The welding gun 10 generally comprises a handle portion 12, haft of which 
is shown in FIG. 1, a composite cable 14, an end fitting 16, and a body 
tube 18. The handle portion 12 can be made of an electrically insulating 
material, such as a plastic, and may have a configuration adapted for 
facilitating manipulation of the welding gun 10 by a workman. The 
composite cable 14 may be of well known construction and is connected at 
one end to a suitable source of electrical power and shielding gas, such 
as helium, argon, carbon dioxide, and the like, not shown. An opposite end 
20 of the composite cable 14 is operatively connected to a proximal end of 
the end fitting 16 by suitable means. The composite cable 14 may have any 
axial length sufficient to position the welding gun 10 for welding. A 
cable liner 22 extends substantially axially through the hollow interior 
of the composite cable 14 and the end fitting 16 in well known fashion. 

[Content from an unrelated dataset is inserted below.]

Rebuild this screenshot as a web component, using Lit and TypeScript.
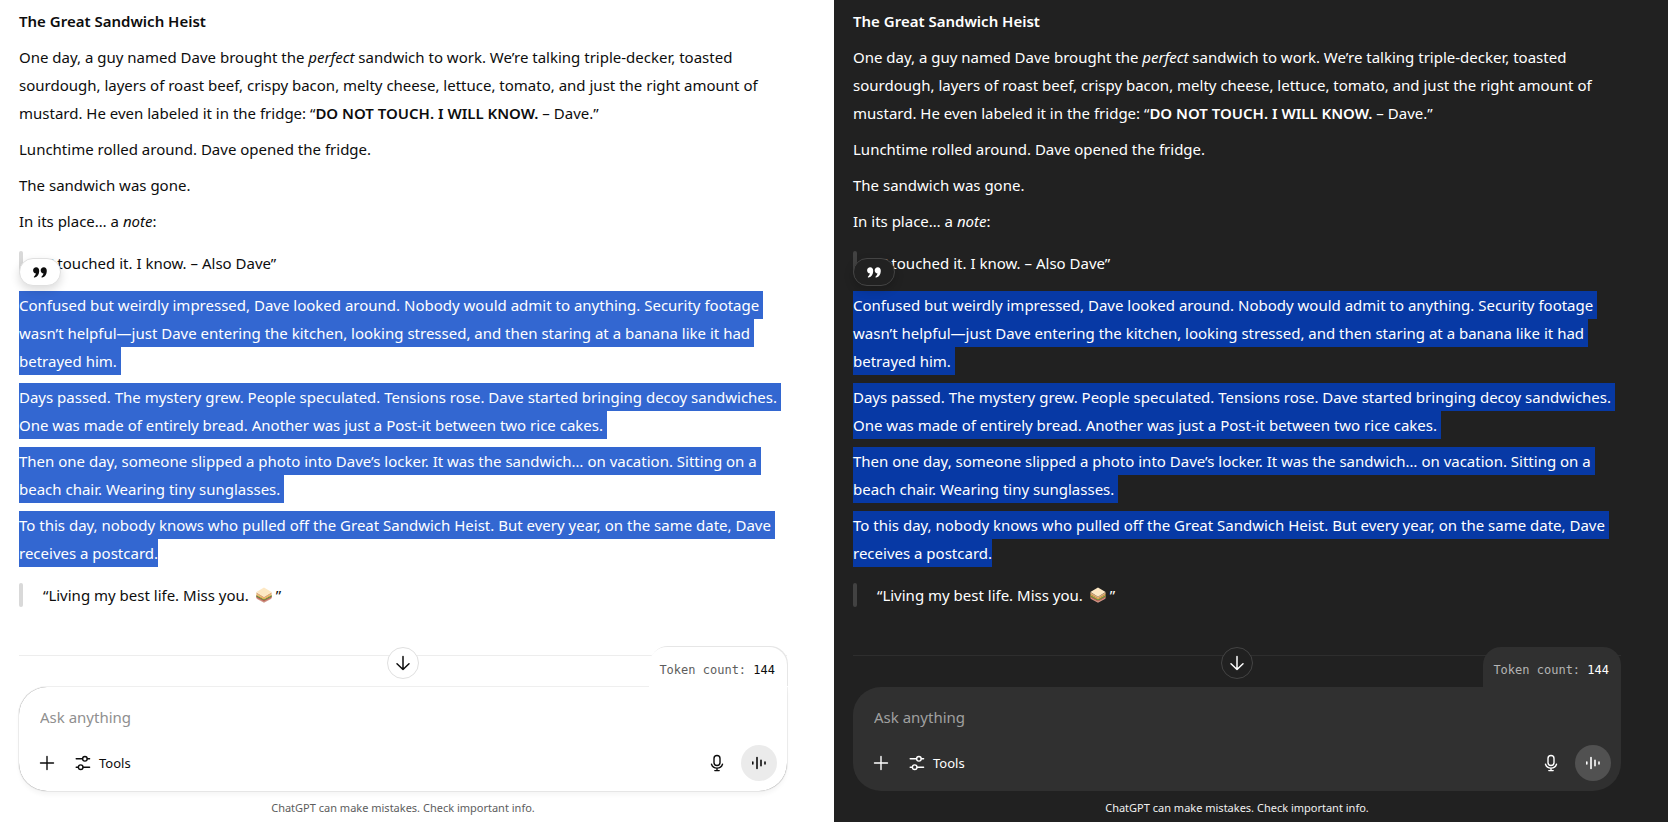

However, a proximal portion of the cable liner 22 terminates distally 
within the end fitting 16. This is an important difference from some of 
the welding guns of the prior art, and the significance of this 
construction will become more clear later. This cable liner 22 
construction allows for replacement of a deteriorated portion of the liner 
22 without requiring replacement of the entire liner 22, as discussed 
earlier with respect to FIG. 2. 
The body robe 18 comprises an inner element 24, made of a conductive metal 
such as copper, and an outer element 26, made of a metal such as brass. An 
insulating element 27, made of an appropriate material, such as a high 
temperature TEFLON, nylon, or the like, is disposed between the inner 
element 24 and the outer element 26, which are releasably connectable to 
the end fitting 16. The insulating element 27 prevents electrical current 
from flowing from the inner element 24 to the outer element 26. The body 
tube 18 is straight or bent to define an angle for facilitating the 
welding process, The angle usually measures 22.5, 30, 45, 60 or 180 
degrees. The body tube 18 has a distal welding end 28, opposite to the end 
of the body tube 18 connected to the end fitting 16, which terminates at a 
contact tip 30 for weldingly contacting an electrode, not shown. A 
majority of deterioration of the liner 22 occurs proximate to the contact 
tip 30. A member or locking nut 32 is disposed around the body tube 18 
adjacent the end thereof connectable to the end fitting 16 for firmly 
attaching the end fitting 16 to the body tube 18. The body tube 18 also 
includes a through bore 34 extending along the axial length of the body 
tube 18. The through bore 34 is dimensioned for accepting a jumper liner 
36, which forms an operative extension of the cable liner 22. The 
significance of the jumper liner 36 will be discussed further below. 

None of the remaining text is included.